Facts
The assessee challenged the reassessment proceedings, citing several grounds including invalid jurisdiction and improper issuance of notices. The Assessing Officer had made an addition of Rs. 1,38,58,924/- based on information from the Investigation Wing. The CIT(A) dismissed the appeal due to the assessee's non-appearance.
Held
The Tribunal acknowledged the assessee's challenges to the jurisdiction and reassessment proceedings. Recognizing that justice would be served by a thorough examination, the Tribunal decided to remit the matter back to the CIT(A) for a fresh adjudication.
Key Issues
Validity of reassessment proceedings initiated under section 147/148 due to alleged jurisdictional and procedural defects, and the legality of additions made to the assessee's income.
Sections Cited
147, 148, 144, 151, 234C, 234D
AI-generated summary — verify with the full judgment below
Income Tax Appellate Tribunal, DELHI BENCH, ‘G’: NEW DELHI
Before: SHRI ANUBHAV SHARMA&
ORDER PER AMITABH SHUKLA, AM,
The captioned appeal has been preferred by the assessee against order dated 17.10.2025 of the Ld. Commissioner of Income Tax(Appeal)/National Faceless Appeal Centre, New Delhi, [hereinafter referred to as ‘ld. CIT(A)’] arising out of assessment order dated 20.03.2023 passed u/s 147 r.w.s. 144 of the Income Tax Act, 1961 pertaining to Assessment Year 2015-16. The word ‘Act’ herein this order would mean Income Tax Act, 1961.
2. The assessee has raised following grounds of appeal:-
1. That the notice under section 148 of the Act was issued beyond the prescribed limitation, and therefore in the absence of a valid assumption of jurisdiction by the assessing officer, the reassessment proceedings are bad in law.
That there was no valid assumption of jurisdiction under section 147/148 of the Act, as the notice under Section 148, along with subsequent statutory notices, were issued by the jurisdictional assessing officer instead of the faceless assessing officer, and consequently the reassessment so framed in furtherance of such invalid assumption of jurisdiction is bad in law.
That the mandatory sanction, as contemplated under section 151 of the Act, accorded by the higher authority was mechanical, therefore the assumption of jurisdiction under section 147/148 of the Act r.w.s. 151 and consequently the reassessment so framed in furtherance of such invalid assumption of jurisdiction is invalid and bad in law.
That there was no reason to believe as contemplated under section 147/148 of the Act and consequently the issuance of notice under section 148 to commence the reassessment proceedings is also invalid and bad in law.
5. That the rejection of the books of accounts by the assessing officer, the estimation of net profit at 5 Percent of the turnover shown in ITR, amounting to Rs. 1,46,37,750/-, and the consequent addition of Rs. 1,38,58,924/- to the income of the appellant is illegal, arbitrary and unjust.
6. That the appellant denies her liability to pay interest under section 234C and 234D.
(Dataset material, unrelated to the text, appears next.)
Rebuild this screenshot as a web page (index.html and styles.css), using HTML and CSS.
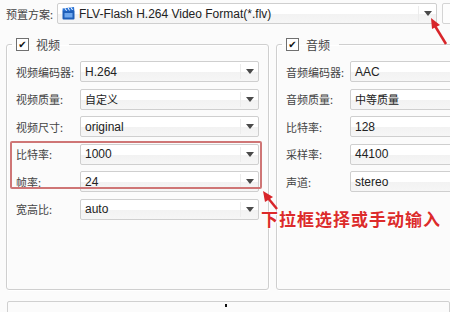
FILE: index.html
```html
<!DOCTYPE html>
<html lang="zh-CN">
  <head>
    <meta charset="UTF-8" />
    <title>视频转换设置</title>
    <link rel="stylesheet" href="styles.css">
  </head>
  <body>
    <div class="page">
      <div class="preset">
        <span class="preset-label">预置方案:</span>
        <div class="combo combo-preset">
          <svg class="fmt-icon" width="13" height="13" viewBox="0 0 13 13">
            <rect x="0.5" y="3" width="12" height="9.5" rx="1" fill="#1f5fb8" />
            <path d="M0.5 1.5 L12 0 L12.3 3 L0.8 4.2 Z" fill="#2b74d6" />
            <path d="M3 1.2 L4.5 3.8 M6 0.8 L7.5 3.4 M9 0.4 L10.5 3" stroke="#fff" stroke-width="1" />
            <rect x="2.5" y="6" width="8" height="4.5" fill="#6fa8ee" />
          </svg>
          <span class="value">FLV-Flash H.264 Video Format(*.flv)</span>
          <span class="drop"></span>
        </div>
        <div class="side-btn"></div>
      </div>

      <div class="groups">
        <fieldset class="group group-video">
          <legend><span class="check">✔</span>视频</legend>
          <div class="row">
            <span class="label">视频编码器:</span>
            <div class="combo"><span class="value">H.264</span><span class="drop"></span></div>
          </div>
          <div class="row">
            <span class="label">视频质量:</span>
            <div class="combo"><span class="value cjk">自定义</span><span class="drop"></span></div>
          </div>
          <div class="row">
            <span class="label">视频尺寸:</span>
            <div class="combo"><span class="value">original</span><span class="drop"></span></div>
          </div>
          <div class="marked">
            <div class="row">
              <span class="label">比特率:</span>
              <div class="combo"><span class="value">1000</span><span class="drop"></span></div>
            </div>
            <div class="row">
              <span class="label">帧率:</span>
              <div class="combo"><span class="value">24</span><span class="drop"></span></div>
            </div>
          </div>
          <div class="row">
            <span class="label">宽高比:</span>
            <div class="combo"><span class="value">auto</span><span class="drop"></span></div>
          </div>
        </fieldset>

        <fieldset class="group group-audio">
          <legend><span class="check">✔</span>音频</legend>
          <div class="row">
            <span class="label">音频编码器:</span>
            <div class="combo combo-open"><span class="value">AAC</span></div>
          </div>
          <div class="row">
            <span class="label">音频质量:</span>
            <div class="combo combo-open"><span class="value cjk">中等质量</span></div>
          </div>
          <div class="row">
            <span class="label">比特率:</span>
            <div class="combo combo-open"><span class="value">128</span></div>
          </div>
          <div class="row">
            <span class="label">采样率:</span>
            <div class="combo combo-open"><span class="value">44100</span></div>
          </div>
          <div class="row">
            <span class="label">声道:</span>
            <div class="combo combo-open"><span class="value">stereo</span></div>
          </div>
        </fieldset>
      </div>

      <div class="bottom-box"><span class="dot"></span></div>

      <div class="note">下拉框选择或手动输入</div>

      <svg class="arrows" width="450" height="312" viewBox="0 0 450 312">
        <line x1="277" y1="209" x2="268" y2="198" stroke="#d8252a" stroke-width="2.5" />
        <path d="M263 191 L273 197 L265 202 Z" fill="#d8252a" />
        <line x1="446" y1="44" x2="435" y2="26" stroke="#d8252a" stroke-width="2.5" />
        <path d="M431 18 L440 25 L432 29 Z" fill="#d8252a" />
      </svg>
    </div>
  </body>
</html>
```

FILE: styles.css
```css
body {
  margin: 0;
  padding: 0;
  background-color: #fbfbfb;
  color: #333;
  font-family: "Noto Sans CJK SC", "Liberation Sans", sans-serif;
  font-size: 11px;
}

.page {
  position: relative;
  width: 450px;
  height: 312px;
  overflow: hidden;
}

.preset {
  display: flex;
  align-items: center;
  height: 21px;
  padding: 3px 0 0 6px;
}

.preset-label {
  flex: 0 0 51px;
  white-space: nowrap;
  color: #444;
}

.combo {
  display: flex;
  align-items: center;
  height: 21px;
  box-sizing: border-box;
  border: 1px solid #cfcfcf;
  border-radius: 2px;
  background: linear-gradient(#ffffff 0%, #ffffff 50%, #f2f2f2 51%, #f6f6f6 100%);
}

.combo-preset {
  width: 380px;
  flex: 0 0 380px;
}

.fmt-icon {
  margin: 0 4px 0 4px;
}

.value {
  flex: 1;
  padding-left: 4px;
  font-family: "Liberation Sans", sans-serif;
  font-size: 12px;
  color: #222;
  white-space: nowrap;
}

.combo-preset .value {
  padding-left: 0;
}

.value.cjk {
  font-family: "Noto Sans CJK SC", sans-serif;
  font-size: 11px;
}

.drop {
  position: relative;
  width: 17px;
  height: 15px;
  border-left: 1px solid #ececec;
}

.drop::after {
  content: "";
  position: absolute;
  left: 5px;
  top: 5px;
  border-left: 4px solid transparent;
  border-right: 4px solid transparent;
  border-top: 5px solid #4a4a4a;
}

.side-btn {
  flex: 0 0 20px;
  height: 21px;
  margin-left: 5px;
  box-sizing: border-box;
  border: 1px solid #d4d4d4;
  border-radius: 2px;
  background: #fdfdfd;
}

.groups {
  display: flex;
  gap: 7px;
  margin-top: 13px;
  padding-left: 6px;
}

.group {
  margin: 0;
  height: 253px;
  box-sizing: border-box;
  padding: 9px 9px 0 9px;
  border: 1px solid #cfcfcf;
  border-radius: 3px;
  box-shadow: inset 1px 1px 0 #ffffff, 1px 1px 0 #ffffff;
}

.group-video {
  width: 263px;
  flex: 0 0 263px;
}

.group-audio {
  width: 220px;
  flex: 0 0 220px;
}

legend {
  display: flex;
  align-items: center;
  gap: 7px;
  height: 15px;
  margin-left: -4px;
  padding: 0 9px 0 4px;
  font-size: 12px;
  color: #444;
}

.check {
  display: inline-flex;
  align-items: center;
  justify-content: center;
  width: 13px;
  height: 13px;
  box-sizing: border-box;
  border: 1px solid #707070;
  background: #ffffff;
  color: #111;
  font-family: "DejaVu Sans", sans-serif;
  font-size: 10px;
  font-weight: bold;
  line-height: 1;
}

.row {
  display: flex;
  align-items: center;
  height: 21px;
  margin-bottom: 6.5px;
}

.label {
  width: 64px;
  flex: 0 0 64px;
  color: #444;
}

.group-video .combo {
  width: 179px;
}

.group-audio .combo {
  width: 200px;
}

.marked {
  position: relative;
}

.marked::after {
  content: "";
  position: absolute;
  left: -6px;
  right: -3px;
  top: -3px;
  bottom: 3px;
  border: 2px solid #cf7676;
  border-radius: 2px;
  pointer-events: none;
}

.bottom-box {
  position: relative;
  height: 30px;
  margin: 11px 0 0 7px;
  border: 1px solid #d0d0d0;
  border-radius: 2px;
}

.dot {
  position: absolute;
  left: 217px;
  top: 2px;
  width: 2px;
  height: 3px;
  background: #111;
}

.note {
  position: absolute;
  left: 261px;
  top: 206px;
  font-family: "Noto Sans CJK SC", sans-serif;
  font-size: 17px;
  font-weight: bold;
  letter-spacing: 1px;
  color: #dc2b2b;
  text-shadow: 0 0 2px #ffffff, 0 0 2px #ffffff, 1px 1px 1px #ffffff;
}

.arrows {
  position: absolute;
  left: 0;
  top: 0;
  pointer-events: none;
}
```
3. The assessee was called absent.
4. The ld. DR took us through the brief factual matrix of the case. The ld. AO had made an addition of Rs.1,38,58,924/- on account of some information coming from Investigation Wing of Jammu & Kashmir. The ld. CIT(A) dismissed the appeal on the premises of nonappearance.
We have considered the facts of the case in the light of material available on records. We have noted that the appellant apart from Page 2 of 4 challenging the reassessment proceedings on the basis of merits of the case has also raised legal challenge qua insufficiency of jurisdiction with the assessing authority. We are conscious of the fact that no litigant benefits by non-prosecuting his/her case. Be that as it may be, we are of the view that ends of justice would be met if the matter is remitted back to the file of the ld. CIT(A) for readjudication. Accordingly, we remit the file to the ld. CIT(A) for readjudication de novo, in accordance with law and after passing a speaking order. The assessee shall comply with the statutory notices and any non-compliance would be adversely viewed. The appeal of the assessee is therefore allowed for statistical purposes.
In the result, the appeal of the assessee is allowed for statistical purposes.
Order pronounced in the open court on 08th April, 2026.